**Task statement:** Search the data for the word "React". Reproduce every line where it is found.

**Available data:**

● ● ● ●

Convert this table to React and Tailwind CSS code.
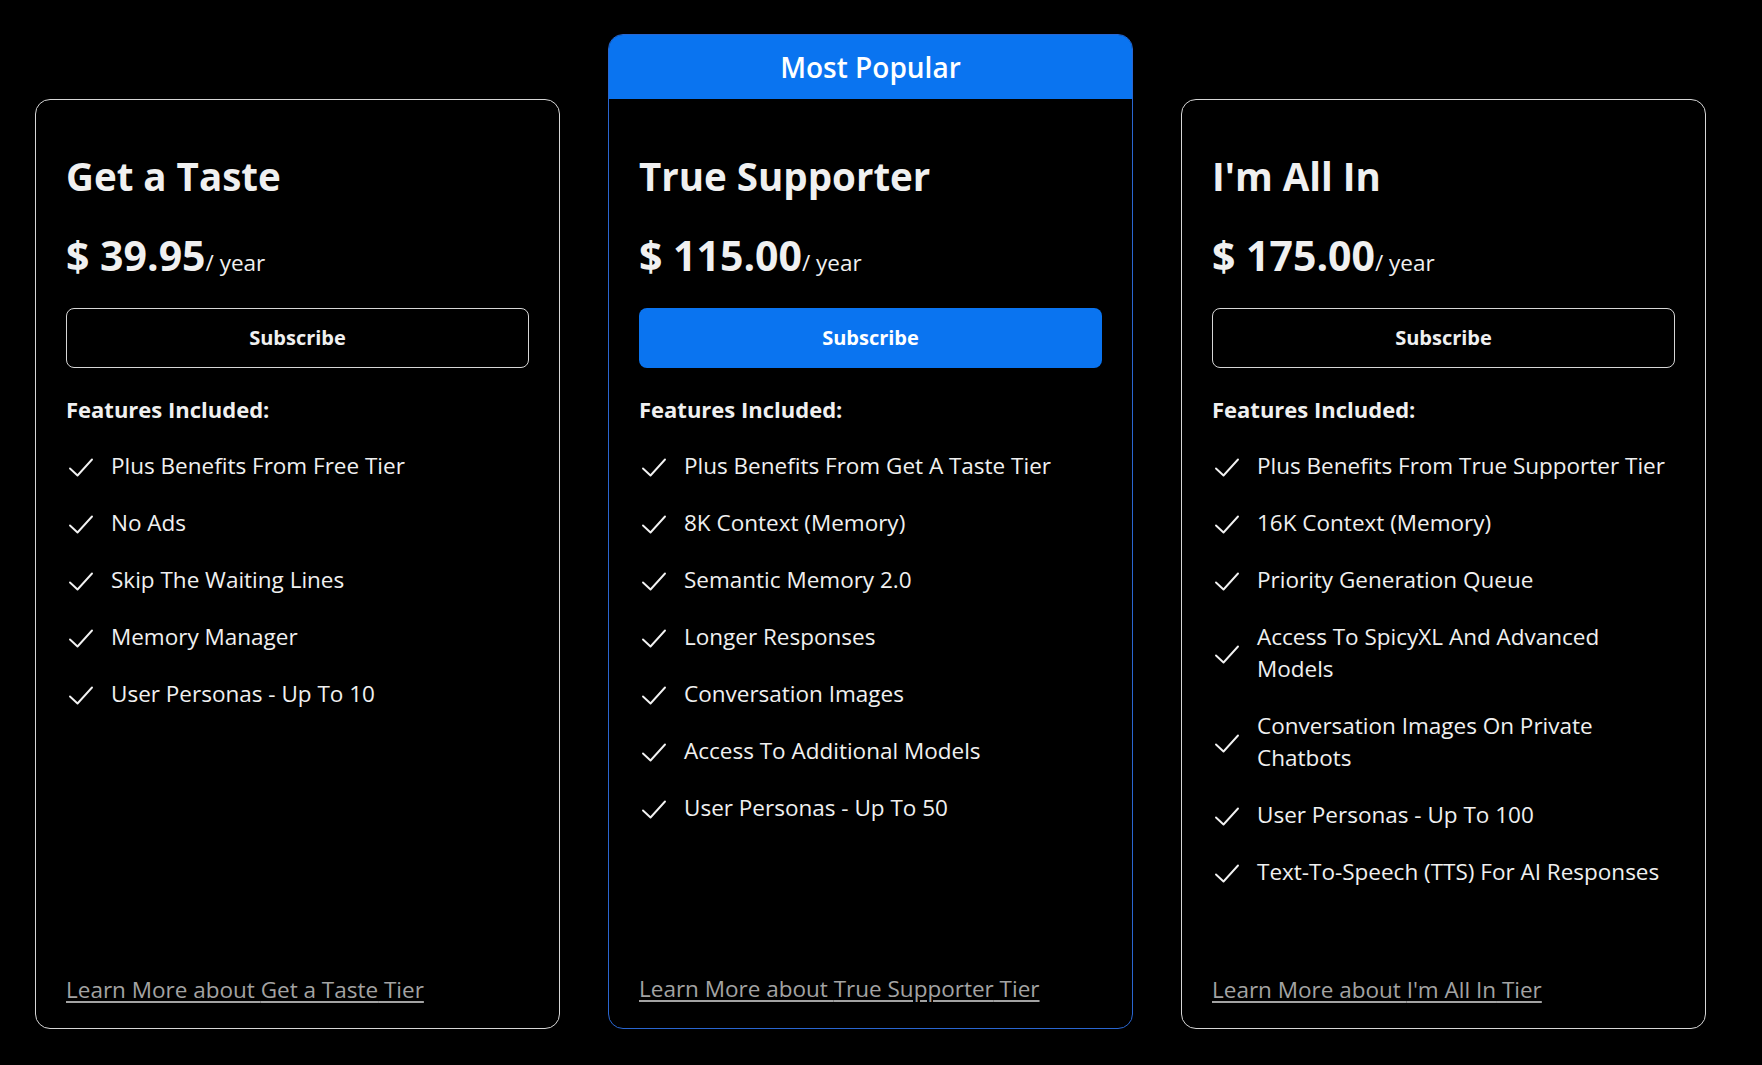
import React from "react";

const tiers = [
  {
    name: "Get a Taste",
    price: "39.95",
    features: [
      "Plus Benefits From Free Tier",
      "No Ads",
      "Skip The Waiting Lines",
      "Memory Manager",
      "User Personas - Up To 10",
    ],
  },
  {
    name: "True Supporter",
    price: "115.00",
    popular: true,
    features: [
      "Plus Benefits From Get A Taste Tier",
      "8K Context (Memory)",
      "Semantic Memory 2.0",
      "Longer Responses",
      "Conversation Images",
      "Access To Additional Models",
      "User Personas - Up To 50",
    ],
  },
  {
    name: "I'm All In",
    price: "175.00",
    features: [
      "Plus Benefits From True Supporter Tier",
      "16K Context (Memory)",
      "Priority Generation Queue",
      "Access To SpicyXL And Advanced Models",
      "Conversation Images On Private Chatbots",
      "User Personas - Up To 100",
      "Text-To-Speech (TTS) For AI Responses",
    ],
  },
];

const Check = () => (
  <svg
    viewBox="0 0 24 19"
    className="w-[24px] h-[19px] shrink-0 mt-[3px]"
    fill="none"
    stroke="#f2f2f2"
    strokeWidth="1.9"
    strokeLinecap="round"
    strokeLinejoin="round"
  >
    <polyline points="1,10.5 8.5,17.5 23,1.5" />
  </svg>
);

const TierCard = ({ tier }) => {
  return (
    <div
      className={
        tier.popular
          ? "flex flex-col w-[525px] rounded-[15px] border border-[#2a66d0] overflow-hidden"
          : "flex flex-col w-[525px] h-[930px] rounded-[15px] border border-[#d6d6d6]"
      }
    >
      {tier.popular && (
        <div className="h-[65px] -mt-px -mx-px bg-[#0a74f0] flex items-center justify-center text-[28px] font-semibold text-white">
          Most Popular
        </div>
      )}
      <div
        className={
          tier.popular
            ? "flex flex-col h-[929px] px-[30px] pt-[53px] pb-[23px]"
            : "flex flex-col flex-1 px-[30px] pt-[52px] pb-[22px]"
        }
      >
        <h2 className="text-[38.5px] leading-[48px] font-bold text-[#f0f0f0]">{tier.name}</h2>

        <div className="mt-[31px] text-[41px] leading-[48px] font-bold text-[#f0f0f0]">
          <span>$ {tier.price}</span>
          <span className="text-[22.5px] leading-none font-normal">/ year</span>
        </div>

        <button
          className={
            tier.popular
              ? "mt-[29px] h-[60px] w-full rounded-[8px] bg-[#0a74f0] text-white text-[20px] font-bold"
              : "mt-[29px] h-[60px] w-full rounded-[8px] border border-[#d6d6d6] text-[#f0f0f0] text-[20px] font-bold"
          }
        >
          Subscribe
        </button>

        <h3 className="mt-[27px] text-[22px] leading-[28px] font-bold text-[#f0f0f0]">Features Included:</h3>

        <ul className="mt-[27px] flex flex-col gap-[25px]">
          {tier.features.map((f) => (
            <li key={f} className="flex items-center gap-[18px] pl-[3px]">
              <Check />
              <span className="text-[22.5px] leading-[32px] text-[#f0f0f0]">{f}</span>
            </li>
          ))}
        </ul>

        <a href="#" className="mt-auto text-[22.5px] leading-[32px] text-[#a3a3a3] underline underline-offset-[3px]">
          Learn More about {tier.name} Tier
        </a>
      </div>
    </div>
  );
};

const App = () => {
  return (
    <div
      className="min-h-screen bg-black pl-[35px] pt-[34px]"
      style={{ fontFamily: '"Open Sans", "Noto Sans", sans-serif' }}
    >
      <div className="flex items-end gap-[48px]">
        {tiers.map((t) => (
          <TierCard key={t.name} tier={t} />
        ))}
      </div>
    </div>
  );
};

export default App;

● ● ● ●

**Reply:**
Convert this table to React and Tailwind CSS code.
import React from "react";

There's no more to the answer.